What is Textile Recycling?
Textile recycling is rapidly becoming a priority in many markets — particularly because of its cost saving measures as well as its environmentally safe intentions. The practice of textile recycling requires that recyclers turn old clothing, shoes and fabrics into new products with a new purpose, and often for new owners. It is often the case that the materials are first donated, then sorted, cleaned and turned into industrial rags that are called ‘wipers.’ Or, alternatively these textiles are shredded down for stuffing or fibre recycling.
At the beginning of the process, textile recyclers typically pre-sort materials to separate any reusable clothing first. This is done to determine whether any of the materials might be used or sent away for resale. In many communities, there are collection boxes available on street corners or in popular store parking lots which are operated by charities and businesses that actively accept clothing and fabrics. These organizations then transform materials that are considered old and used into reusable material for resale. Whatever cannot be reused as is, is then sent away to be recycled.
Although most people report donating used textiles to charity for reuse, those who are part of the textile recycling industry report that only 85% of used items are ending up in the landfill instead — with only 15% items being recycled or reused. Given that there are many who see the value of donating used materials, why not also consume used textiles as part of one of the logical solutions to the textile crisis?
Which Recycled Materials Are Typically Re-Consumed?
Research shows that while consumers are more likely to donate high-end materials, and even purchase them, clothes deemed to be of “cheaper” quality are typically thrown right into the trash. This is because many consumers often fail to see the value in materials that do not have a strong or pricey brand.

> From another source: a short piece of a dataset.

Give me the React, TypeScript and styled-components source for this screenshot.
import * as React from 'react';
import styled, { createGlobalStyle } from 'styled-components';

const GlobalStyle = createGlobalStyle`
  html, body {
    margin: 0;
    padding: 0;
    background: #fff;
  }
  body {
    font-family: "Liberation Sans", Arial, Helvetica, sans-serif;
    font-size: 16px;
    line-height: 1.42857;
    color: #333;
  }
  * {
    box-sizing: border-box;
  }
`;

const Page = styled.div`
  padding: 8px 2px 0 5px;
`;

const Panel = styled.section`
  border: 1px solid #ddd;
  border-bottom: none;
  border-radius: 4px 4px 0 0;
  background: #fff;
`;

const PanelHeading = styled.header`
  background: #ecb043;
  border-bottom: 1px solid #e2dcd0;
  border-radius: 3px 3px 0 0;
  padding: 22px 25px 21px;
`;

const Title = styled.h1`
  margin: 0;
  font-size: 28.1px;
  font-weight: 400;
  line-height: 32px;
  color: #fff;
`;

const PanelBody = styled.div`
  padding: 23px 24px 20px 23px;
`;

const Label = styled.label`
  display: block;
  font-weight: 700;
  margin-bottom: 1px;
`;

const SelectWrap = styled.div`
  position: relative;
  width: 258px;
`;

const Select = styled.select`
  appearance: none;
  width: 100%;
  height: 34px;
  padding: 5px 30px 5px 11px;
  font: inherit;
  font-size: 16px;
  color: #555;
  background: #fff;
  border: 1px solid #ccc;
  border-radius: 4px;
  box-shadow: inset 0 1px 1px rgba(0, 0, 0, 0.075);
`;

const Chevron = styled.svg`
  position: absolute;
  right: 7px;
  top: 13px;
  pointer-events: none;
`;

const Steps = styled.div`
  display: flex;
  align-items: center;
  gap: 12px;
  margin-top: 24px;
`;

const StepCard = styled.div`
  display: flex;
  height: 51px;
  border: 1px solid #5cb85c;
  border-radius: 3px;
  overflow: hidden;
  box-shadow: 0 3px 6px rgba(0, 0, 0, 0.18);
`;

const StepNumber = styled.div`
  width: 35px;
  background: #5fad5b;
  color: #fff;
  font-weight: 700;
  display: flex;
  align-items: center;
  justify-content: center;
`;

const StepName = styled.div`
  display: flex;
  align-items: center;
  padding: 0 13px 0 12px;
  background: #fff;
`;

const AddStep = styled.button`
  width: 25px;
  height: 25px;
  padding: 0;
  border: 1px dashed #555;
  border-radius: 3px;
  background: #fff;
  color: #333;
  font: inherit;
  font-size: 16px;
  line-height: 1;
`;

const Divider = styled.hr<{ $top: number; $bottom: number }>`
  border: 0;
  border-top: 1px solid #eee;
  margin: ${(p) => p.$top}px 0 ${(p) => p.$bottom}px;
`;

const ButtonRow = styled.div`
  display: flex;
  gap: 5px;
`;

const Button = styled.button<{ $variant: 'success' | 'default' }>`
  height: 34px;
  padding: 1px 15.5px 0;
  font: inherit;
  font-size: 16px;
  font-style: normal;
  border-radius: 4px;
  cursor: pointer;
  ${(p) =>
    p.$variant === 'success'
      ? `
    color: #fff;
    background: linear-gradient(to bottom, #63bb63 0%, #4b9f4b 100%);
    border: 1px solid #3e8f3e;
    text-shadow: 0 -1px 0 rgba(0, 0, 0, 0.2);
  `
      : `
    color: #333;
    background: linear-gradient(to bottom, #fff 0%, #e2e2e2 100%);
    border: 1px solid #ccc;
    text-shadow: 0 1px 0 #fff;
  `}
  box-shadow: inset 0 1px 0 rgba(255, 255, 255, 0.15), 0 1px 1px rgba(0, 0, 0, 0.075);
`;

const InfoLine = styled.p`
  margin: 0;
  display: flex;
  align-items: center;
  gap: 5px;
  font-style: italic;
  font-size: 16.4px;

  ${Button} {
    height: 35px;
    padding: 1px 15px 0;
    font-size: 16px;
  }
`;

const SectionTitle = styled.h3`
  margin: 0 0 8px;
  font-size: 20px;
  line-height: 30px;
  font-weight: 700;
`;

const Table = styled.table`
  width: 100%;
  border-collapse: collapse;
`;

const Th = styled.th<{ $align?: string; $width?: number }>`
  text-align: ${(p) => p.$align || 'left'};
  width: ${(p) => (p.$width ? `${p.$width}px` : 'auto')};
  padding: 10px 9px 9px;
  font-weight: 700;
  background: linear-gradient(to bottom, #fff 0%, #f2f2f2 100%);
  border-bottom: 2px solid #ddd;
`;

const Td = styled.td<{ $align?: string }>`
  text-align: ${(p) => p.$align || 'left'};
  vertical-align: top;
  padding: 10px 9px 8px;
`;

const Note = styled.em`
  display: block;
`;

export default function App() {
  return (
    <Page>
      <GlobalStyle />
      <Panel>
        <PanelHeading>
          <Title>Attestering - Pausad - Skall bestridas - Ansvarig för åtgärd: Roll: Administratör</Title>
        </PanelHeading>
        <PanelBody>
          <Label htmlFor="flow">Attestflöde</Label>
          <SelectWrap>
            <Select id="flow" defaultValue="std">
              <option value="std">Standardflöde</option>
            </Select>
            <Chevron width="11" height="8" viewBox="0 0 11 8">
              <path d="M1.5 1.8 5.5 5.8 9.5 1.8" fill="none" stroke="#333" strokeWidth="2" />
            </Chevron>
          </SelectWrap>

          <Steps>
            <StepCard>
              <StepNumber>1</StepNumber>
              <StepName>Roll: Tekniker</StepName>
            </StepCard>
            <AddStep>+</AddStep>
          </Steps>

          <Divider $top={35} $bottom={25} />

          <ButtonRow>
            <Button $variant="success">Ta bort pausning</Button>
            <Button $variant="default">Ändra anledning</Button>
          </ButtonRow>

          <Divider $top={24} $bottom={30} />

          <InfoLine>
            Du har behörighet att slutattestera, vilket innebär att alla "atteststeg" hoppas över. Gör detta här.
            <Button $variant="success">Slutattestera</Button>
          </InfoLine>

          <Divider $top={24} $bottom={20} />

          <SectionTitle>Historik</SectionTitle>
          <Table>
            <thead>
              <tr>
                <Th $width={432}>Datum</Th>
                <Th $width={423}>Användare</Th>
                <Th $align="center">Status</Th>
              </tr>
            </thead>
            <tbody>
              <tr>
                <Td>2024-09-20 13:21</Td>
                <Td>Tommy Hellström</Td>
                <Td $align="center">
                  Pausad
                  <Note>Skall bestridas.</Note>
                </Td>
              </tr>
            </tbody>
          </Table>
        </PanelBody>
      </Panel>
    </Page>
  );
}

Moreover, many people assume that if a textile cannot be salvaged and profited from through re-sale, then there is likely very little value in finding the textile a new home.

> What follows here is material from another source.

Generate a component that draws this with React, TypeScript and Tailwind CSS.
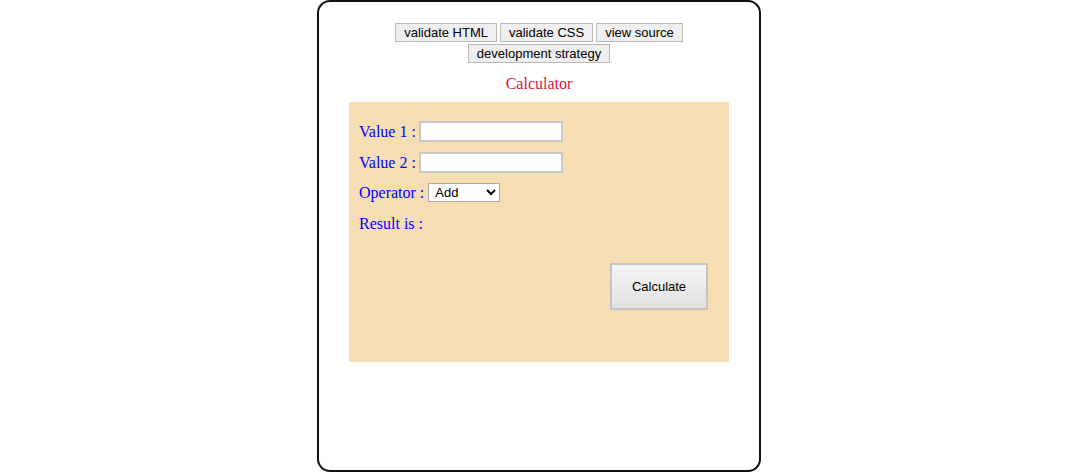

Bill May, a Salvation Army facilities manager, reminds consumers that no matter the shape of an old pair of gym shorts or a work shirt, or the brand recognition, consumers and especially textile recyclers can find great use in any and all items. And even when textiles remain unsold, they are still of use to textile recyclers. For example, at the Salvation Army, old materials are often sent to a cloth recycler who can them repurpose or remake the cloth into a useful product.
How Can Consumers Become Responsible and Ethical Participants in Textile Recycling?

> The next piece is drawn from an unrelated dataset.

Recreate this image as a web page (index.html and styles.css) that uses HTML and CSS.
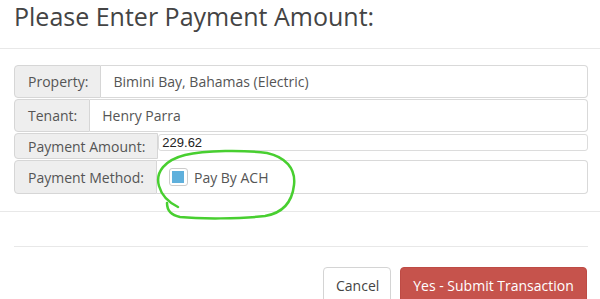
FILE: index.html
```html
<!DOCTYPE html>
<html lang="en">
<head>
    <meta charset="UTF-8">
    <title>Payment</title>
    <link rel="stylesheet" href="styles.css">
</head>
<body>
    <div class="modal">
        <div class="modal-header">
            <h1>Please Enter Payment Amount:</h1>
        </div>
        <div class="modal-body">
            <div class="row">
                <span class="addon">Property:</span>
                <div class="field">Bimini Bay, Bahamas (Electric)</div>
            </div>
            <div class="row">
                <span class="addon">Tenant:</span>
                <div class="field">Henry Parra</div>
            </div>
            <div class="row row-amount">
                <span class="addon">Payment Amount:</span>
                <input class="amount" type="text" value="229.62">
            </div>
            <div class="row row-method">
                <span class="addon">Payment Method:</span>
                <div class="field method">
                    <span class="check"><span class="check-fill"></span></span>
                    <span>Pay By ACH</span>
                </div>
            </div>
        </div>
        <div class="spacer"></div>
        <div class="modal-footer">
            <button class="btn btn-cancel">Cancel</button>
            <button class="btn btn-submit">Yes - Submit Transaction</button>
        </div>
    </div>
    <!-- hand drawn marker circle -->
    <svg class="scribble" width="600" height="299" viewBox="0 0 600 299">
        <path d="M178,207 C170,203 162,197 159,186 C155,172 165,160 185,155 C205,150 245,150 267,153 C285,157 296,168 294,185 C292,203 283,213 265,216 C240,219 200,219 180,217 C170,215 167,210 167,203"
              fill="none" stroke="#48cf30" stroke-width="2.5" stroke-linecap="round"/>
    </svg>
</body>
</html>
```

FILE: styles.css
```css
*{
    margin: 0;
    padding: 0;
    box-sizing: border-box;
}

html, body{
    overflow: hidden;
}

body{
    font-family: "Open Sans", "Liberation Sans", sans-serif;
    background-color: white;
    color: #555;
    position: relative;
    width: 600px;
    height: 299px;
}

.modal-header{
    padding: 3px 14px 18px;
    border-bottom: 1px solid #e8e8e8;
}
.modal-header h1{
    font-size: 25px;
    line-height: 27px;
    font-weight: normal;
    color: #444;
}

.modal-body{
    padding: 16px 12px 16px 14px;
    border-bottom: 1px solid #e8e8e8;
}

.row{
    display: flex;
    height: 33px;
    margin-bottom: 1px;
    font-size: 14px;
}
.addon{
    display: flex;
    align-items: center;
    padding: 0 12px 0 13px;
    background-color: #eee;
    border: 1px solid #d6d6d6;
    border-radius: 4px 0 0 4px;
    color: #555;
}
.field{
    flex: 1;
    display: flex;
    align-items: center;
    padding: 0 12px;
    border: 1px solid #d9d9d9;
    border-left: none;
    border-radius: 0 4px 4px 0;
    color: #555;
}

.row-amount{
    height: 26px;
    margin-top: 1px;
    align-items: flex-start;
}
.row-amount .addon{
    height: 26px;
}
.amount{
    flex: 1;
    height: 17px;
    margin-top: 1px;
    border: 1px solid #dcdcdc;
    border-radius: 3px;
    padding: 0 3px;
    font-family: "Liberation Sans", Arial, sans-serif;
    font-size: 13px;
    color: #222;
    outline: none;
}

.row-method{
    height: 34px;
}
.method{
    padding-left: 12px;
}
.check{
    width: 19px;
    height: 18px;
    border: 1px solid #ccc;
    border-radius: 3px;
    background-color: white;
    display: flex;
    align-items: center;
    justify-content: center;
    margin-right: 6px;
}
.check-fill{
    width: 12px;
    height: 12px;
    background-color: #5fb0dc;
}

.spacer{
    height: 35px;
    margin: 0 12px 0 14px;
    border-bottom: 1px solid #e8e8e8;
}

.modal-footer{
    display: flex;
    justify-content: flex-end;
    padding: 20px 13px 0 0;
}
.btn{
    font-family: "Open Sans", "Liberation Sans", sans-serif;
    font-size: 14px;
    height: 36px;
    padding: 0 12px;
    border-radius: 4px;
    cursor: pointer;
}
.btn-cancel{
    background-color: white;
    border: 1px solid #d4d4d4;
    color: #444;
    width: 68px;
}
.btn-submit{
    margin-left: 9px;
    background-color: #c6534c;
    border: 1px solid #be4b45;
    color: white;
    width: 187px;
}

.scribble{
    position: absolute;
    top: 0;
    left: 0;
    pointer-events: none;
}
```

The first obvious way to become a responsible participant in the textile recycling project is to donate your clothes to a charity or local textile recycling shop such as the always-popular Goodwill or Salvation Army. Alternatively, there are also other great organizations such as Dress for Success, whose main initiative is to provide low-income women job seekers with business outfits for their upcoming job interview or even their day-to-day attire.
Why not consider putting together a clothing sway with some of your friends and family? This is a great way to share and exchange your fantastic shopping finds, and do so with those who you trust would have treated their garments with great care.
Others often consider selling their clothes so that they can engage in the ethical process of textile recycling while also making a few bucks for the exchange. These days there are plenty of places where you can get cold hard cash for your garments — consignment ships, flea markets, and online retailers like eBay and Kijiji.
Still other people consider reaching out to organizations such as Bank & Vogue which is invested in the second-hand goods market and combining its knowledge and experience in wholesale, retail, design and manufacturing in order to provide creative ideas and solutions to help deal with what the company’s owner labels the “crisis of stuff.” In doing so, organizations like Bank & Vogue do their part in playing a meaningful role in defining, contributing to and building a closed loop economy that takes present day environmental challenges seriously.
How Can You Prepare Your Items for Textile Recycling?
Before sending off your old items to a new home or owner, or even repurposing them for yourself and family, consider treating your garment with some last-minute love. Old textiles might need a quick mend or wash, so here’s our suggesting on thoughtfully preparing your textiles:
First, check to see if your garment needs any mending. If so, grad a needle and thread with a colour that closely matches that of the textile and sew away. If you are not a pro in the area of mending, we suggest getting some assistance at your local dry-cleaners which often have reasonably priced mending and altering services.
Second, if your items have sections that cannot be so easily repaired (or cannot be repaired at all) consider altering your clothes. With a pair of scissors, why not turn a long sleeve shirt into a short sleeve option that can be worn in the summer season? Or how about transforming your favourite jeans (which now might have an unfavourable tear in them) into a fashionable set of summer shorts?
Finally, how about repurposing old and torn items into scraps and rags that can be used to clean or create? We suggest turning your old textile items such as clothing, bed sheets and various home fabrics into scraps that can be used for making crafts. As most amateur and professional artists know, making crafts or painting can be a messy process. This can be easily changed with the help of a repurposed rag. And if not keep your craft area clean, old fabrics are also great for cleaning. Rather than using disposable paper towels and contributing to the crisis of waste, you might consider repurposing your textiles into cleaning rags that can be easily washed and dried once they are dirty.
Whether you are helping deal with and address the “Crisis of Stuff” by mending, selling or repurposing your textiles, rest assured that you are doing your part in contributing to the art of textile recycling and being a responsible and ethical consumer.